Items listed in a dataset
====

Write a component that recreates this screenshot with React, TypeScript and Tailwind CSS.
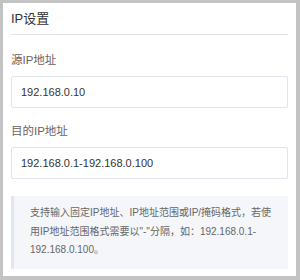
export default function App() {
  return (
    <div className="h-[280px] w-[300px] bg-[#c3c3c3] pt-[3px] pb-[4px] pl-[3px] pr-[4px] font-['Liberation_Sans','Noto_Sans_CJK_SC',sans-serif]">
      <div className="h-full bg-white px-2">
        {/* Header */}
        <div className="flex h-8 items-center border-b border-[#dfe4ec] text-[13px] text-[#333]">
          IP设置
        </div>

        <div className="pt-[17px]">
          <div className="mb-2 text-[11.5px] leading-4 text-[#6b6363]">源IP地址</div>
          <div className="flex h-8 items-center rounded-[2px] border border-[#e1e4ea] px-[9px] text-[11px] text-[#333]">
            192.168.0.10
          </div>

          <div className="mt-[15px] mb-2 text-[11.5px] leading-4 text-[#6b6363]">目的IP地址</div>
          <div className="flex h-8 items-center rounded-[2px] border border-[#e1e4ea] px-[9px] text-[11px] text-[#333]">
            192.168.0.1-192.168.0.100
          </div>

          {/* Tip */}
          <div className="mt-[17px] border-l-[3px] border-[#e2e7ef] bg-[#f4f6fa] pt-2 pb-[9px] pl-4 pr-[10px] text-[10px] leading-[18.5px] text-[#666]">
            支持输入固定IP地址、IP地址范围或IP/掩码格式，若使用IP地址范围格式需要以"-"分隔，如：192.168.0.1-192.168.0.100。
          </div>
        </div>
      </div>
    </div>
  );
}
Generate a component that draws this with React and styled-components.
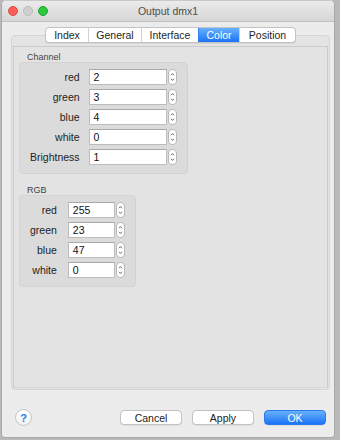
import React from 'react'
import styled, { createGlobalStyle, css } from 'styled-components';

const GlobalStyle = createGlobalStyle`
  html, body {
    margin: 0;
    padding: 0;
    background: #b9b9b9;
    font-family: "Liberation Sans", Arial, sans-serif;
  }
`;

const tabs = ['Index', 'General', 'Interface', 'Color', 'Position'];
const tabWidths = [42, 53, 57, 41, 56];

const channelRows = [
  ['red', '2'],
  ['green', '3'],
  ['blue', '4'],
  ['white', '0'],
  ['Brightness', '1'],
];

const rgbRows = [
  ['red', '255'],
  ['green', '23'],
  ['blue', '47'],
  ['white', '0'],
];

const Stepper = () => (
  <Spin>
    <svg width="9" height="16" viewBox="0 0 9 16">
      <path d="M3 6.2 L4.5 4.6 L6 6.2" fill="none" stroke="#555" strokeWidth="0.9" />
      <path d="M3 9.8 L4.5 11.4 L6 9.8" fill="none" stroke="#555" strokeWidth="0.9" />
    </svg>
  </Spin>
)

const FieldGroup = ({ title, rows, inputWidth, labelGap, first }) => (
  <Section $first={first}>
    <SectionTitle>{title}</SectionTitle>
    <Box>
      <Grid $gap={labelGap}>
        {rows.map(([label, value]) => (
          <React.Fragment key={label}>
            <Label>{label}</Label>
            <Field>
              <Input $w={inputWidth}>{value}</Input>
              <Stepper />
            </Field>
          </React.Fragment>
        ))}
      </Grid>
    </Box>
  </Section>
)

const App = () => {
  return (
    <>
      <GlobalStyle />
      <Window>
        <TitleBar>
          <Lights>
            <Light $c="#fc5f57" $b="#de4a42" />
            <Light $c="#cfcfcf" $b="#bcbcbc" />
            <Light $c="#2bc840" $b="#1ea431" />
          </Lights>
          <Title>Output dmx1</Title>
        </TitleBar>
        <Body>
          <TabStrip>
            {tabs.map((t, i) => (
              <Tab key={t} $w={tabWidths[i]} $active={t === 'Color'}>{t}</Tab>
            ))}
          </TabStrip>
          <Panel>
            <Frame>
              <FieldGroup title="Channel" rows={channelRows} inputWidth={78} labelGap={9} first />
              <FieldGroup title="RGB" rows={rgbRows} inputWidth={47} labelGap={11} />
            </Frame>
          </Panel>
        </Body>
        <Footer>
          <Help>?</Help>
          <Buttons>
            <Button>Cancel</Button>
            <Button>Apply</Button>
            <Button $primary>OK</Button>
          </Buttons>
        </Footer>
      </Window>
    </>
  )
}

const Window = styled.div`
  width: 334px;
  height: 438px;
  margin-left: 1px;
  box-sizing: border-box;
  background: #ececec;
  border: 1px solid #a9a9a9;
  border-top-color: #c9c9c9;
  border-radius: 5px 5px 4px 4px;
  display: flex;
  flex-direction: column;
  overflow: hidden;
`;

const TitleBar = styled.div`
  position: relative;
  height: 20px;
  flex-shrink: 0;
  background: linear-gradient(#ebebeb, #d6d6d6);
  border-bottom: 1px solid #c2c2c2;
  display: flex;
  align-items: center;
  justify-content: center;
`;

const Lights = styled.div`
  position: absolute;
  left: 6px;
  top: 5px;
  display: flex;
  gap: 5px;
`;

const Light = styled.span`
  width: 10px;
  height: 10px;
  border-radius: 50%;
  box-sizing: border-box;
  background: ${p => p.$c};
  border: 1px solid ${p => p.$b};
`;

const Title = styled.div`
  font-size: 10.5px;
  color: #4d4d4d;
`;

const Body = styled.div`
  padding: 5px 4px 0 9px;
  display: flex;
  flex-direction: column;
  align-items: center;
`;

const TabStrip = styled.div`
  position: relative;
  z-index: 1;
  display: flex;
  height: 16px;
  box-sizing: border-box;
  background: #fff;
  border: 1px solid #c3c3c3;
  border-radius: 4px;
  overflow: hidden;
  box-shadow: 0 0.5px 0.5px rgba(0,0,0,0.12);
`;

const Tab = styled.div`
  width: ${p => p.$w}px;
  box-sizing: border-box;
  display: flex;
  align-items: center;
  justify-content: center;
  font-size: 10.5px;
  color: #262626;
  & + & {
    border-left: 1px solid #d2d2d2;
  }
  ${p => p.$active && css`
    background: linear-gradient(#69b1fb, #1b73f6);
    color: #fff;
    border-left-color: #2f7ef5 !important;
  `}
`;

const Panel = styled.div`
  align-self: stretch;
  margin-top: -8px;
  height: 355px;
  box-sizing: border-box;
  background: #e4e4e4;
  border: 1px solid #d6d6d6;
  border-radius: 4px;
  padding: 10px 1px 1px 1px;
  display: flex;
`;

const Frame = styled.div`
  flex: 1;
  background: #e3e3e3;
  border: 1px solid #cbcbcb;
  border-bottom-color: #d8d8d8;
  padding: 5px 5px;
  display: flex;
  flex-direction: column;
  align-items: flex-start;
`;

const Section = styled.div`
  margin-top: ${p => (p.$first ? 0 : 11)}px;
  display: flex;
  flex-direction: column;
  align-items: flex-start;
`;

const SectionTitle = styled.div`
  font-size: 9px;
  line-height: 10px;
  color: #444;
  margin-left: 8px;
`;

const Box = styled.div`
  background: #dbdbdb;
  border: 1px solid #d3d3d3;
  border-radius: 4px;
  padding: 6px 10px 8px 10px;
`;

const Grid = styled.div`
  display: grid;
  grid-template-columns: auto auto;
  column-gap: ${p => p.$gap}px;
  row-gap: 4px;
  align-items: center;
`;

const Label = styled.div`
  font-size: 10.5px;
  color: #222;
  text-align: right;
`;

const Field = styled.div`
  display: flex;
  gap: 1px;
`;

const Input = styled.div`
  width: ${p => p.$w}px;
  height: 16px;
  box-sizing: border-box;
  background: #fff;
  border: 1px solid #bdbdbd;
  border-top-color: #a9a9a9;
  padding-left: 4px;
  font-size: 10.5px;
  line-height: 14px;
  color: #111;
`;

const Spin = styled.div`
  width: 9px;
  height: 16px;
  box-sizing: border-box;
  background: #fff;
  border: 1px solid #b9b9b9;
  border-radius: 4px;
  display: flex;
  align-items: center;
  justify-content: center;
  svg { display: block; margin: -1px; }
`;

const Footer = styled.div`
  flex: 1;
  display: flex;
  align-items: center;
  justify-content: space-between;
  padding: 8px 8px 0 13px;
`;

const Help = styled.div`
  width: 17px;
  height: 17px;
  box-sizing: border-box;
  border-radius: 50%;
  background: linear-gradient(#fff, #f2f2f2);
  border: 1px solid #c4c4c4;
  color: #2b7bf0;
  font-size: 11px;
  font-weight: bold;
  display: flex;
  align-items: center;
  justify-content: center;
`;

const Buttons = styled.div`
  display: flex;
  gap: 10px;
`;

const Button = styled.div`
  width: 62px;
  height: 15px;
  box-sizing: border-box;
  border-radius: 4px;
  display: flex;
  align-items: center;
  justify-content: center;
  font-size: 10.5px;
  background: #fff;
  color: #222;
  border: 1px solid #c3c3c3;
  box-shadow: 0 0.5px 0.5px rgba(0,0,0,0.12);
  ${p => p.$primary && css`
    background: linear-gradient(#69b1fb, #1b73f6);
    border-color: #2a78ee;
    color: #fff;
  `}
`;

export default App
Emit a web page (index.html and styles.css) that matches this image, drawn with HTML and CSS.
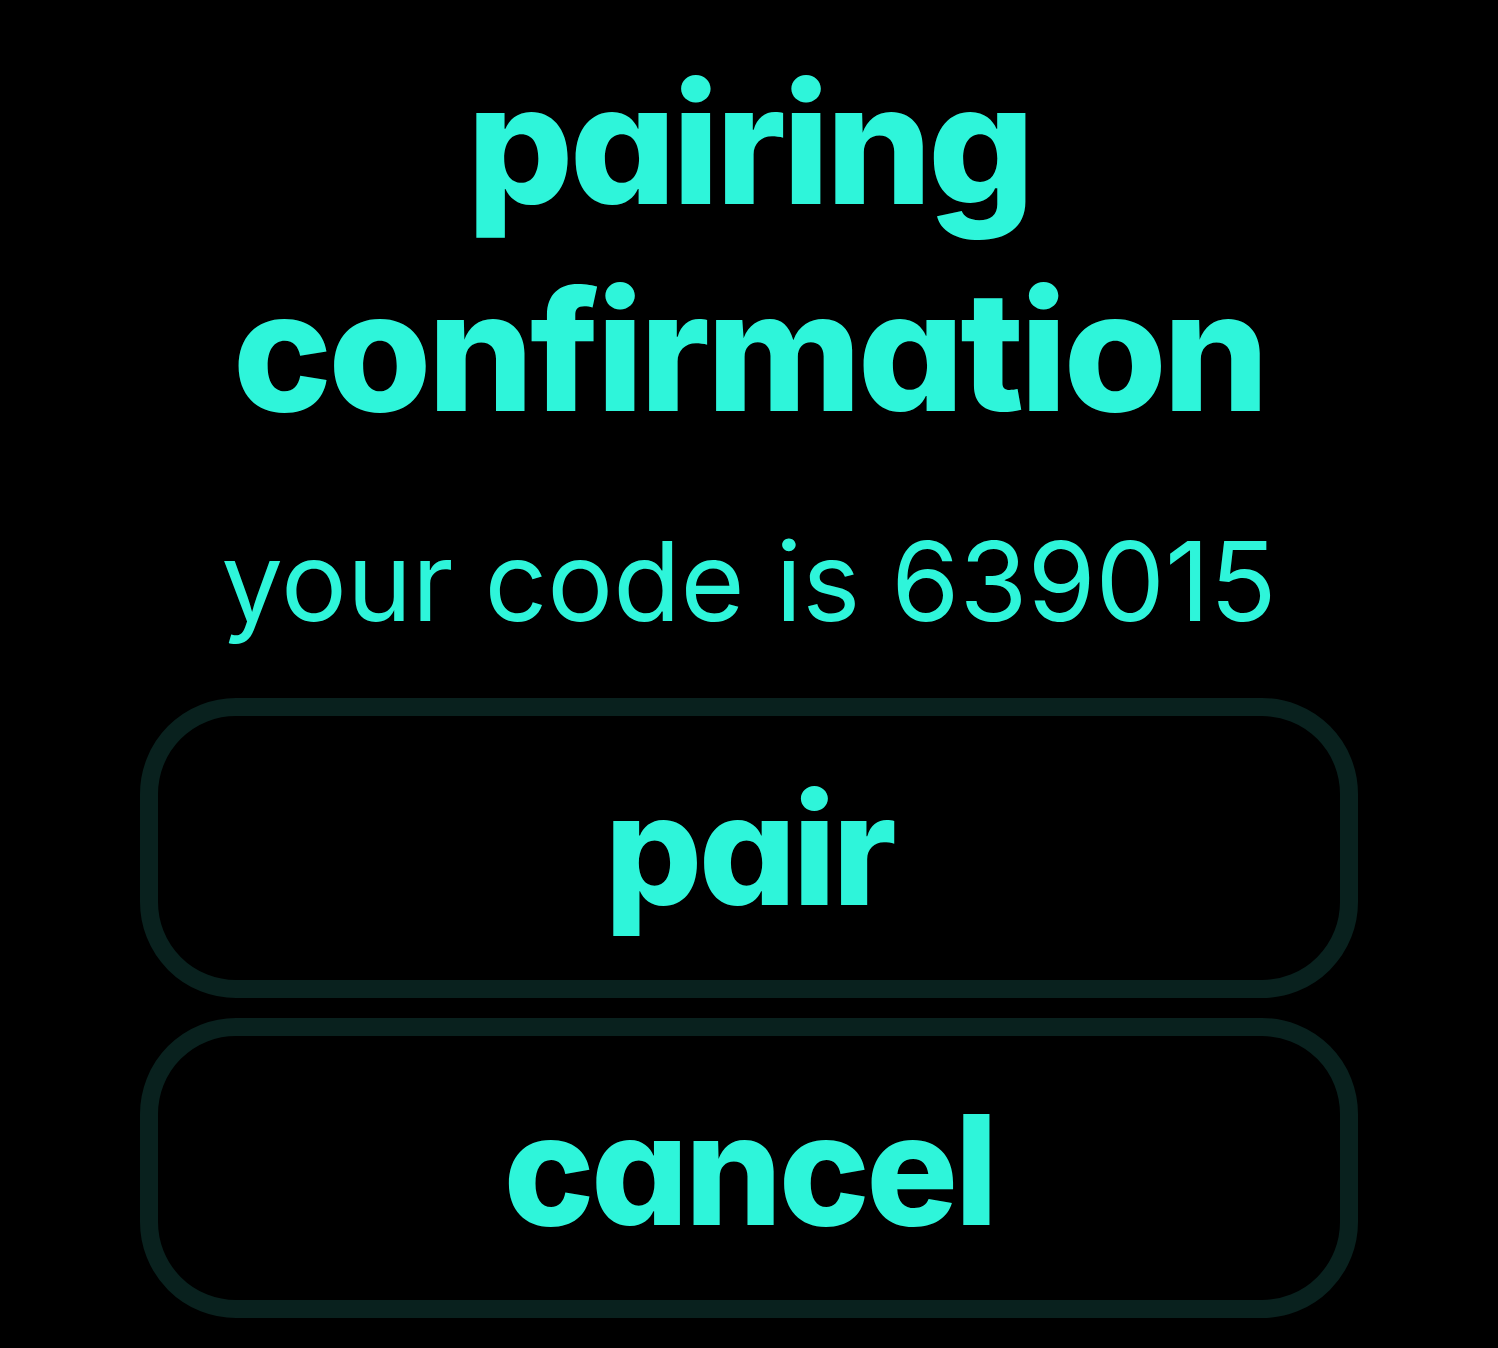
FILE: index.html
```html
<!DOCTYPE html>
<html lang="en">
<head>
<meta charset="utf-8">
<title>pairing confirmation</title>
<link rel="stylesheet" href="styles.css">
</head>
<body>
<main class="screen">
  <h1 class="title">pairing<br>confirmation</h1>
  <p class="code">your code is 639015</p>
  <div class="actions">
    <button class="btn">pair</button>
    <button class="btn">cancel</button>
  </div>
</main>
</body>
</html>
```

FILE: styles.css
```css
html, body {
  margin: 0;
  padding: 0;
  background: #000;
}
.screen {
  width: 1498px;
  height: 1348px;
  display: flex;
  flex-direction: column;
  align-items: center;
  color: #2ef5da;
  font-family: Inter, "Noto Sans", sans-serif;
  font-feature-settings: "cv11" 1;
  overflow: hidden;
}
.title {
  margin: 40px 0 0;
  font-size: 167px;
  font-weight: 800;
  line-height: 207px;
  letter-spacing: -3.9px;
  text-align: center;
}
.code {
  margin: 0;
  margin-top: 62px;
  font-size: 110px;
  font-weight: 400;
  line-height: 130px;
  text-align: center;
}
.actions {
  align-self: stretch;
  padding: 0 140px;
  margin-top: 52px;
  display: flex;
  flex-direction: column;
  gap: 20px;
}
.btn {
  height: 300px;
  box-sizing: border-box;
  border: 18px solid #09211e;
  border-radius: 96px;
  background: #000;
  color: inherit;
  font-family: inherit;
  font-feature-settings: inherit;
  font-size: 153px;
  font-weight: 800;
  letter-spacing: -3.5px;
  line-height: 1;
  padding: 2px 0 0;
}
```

====

→ EXERCISE DETAILS
Using the records above, select and copy every line that has the word "with".

→ TASK ANSWER
Write a component that recreates this screenshot with React, TypeScript and Tailwind CSS.
Generate a component that draws this with React and styled-components.
Emit a web page (index.html and styles.css) that matches this image, drawn with HTML and CSS.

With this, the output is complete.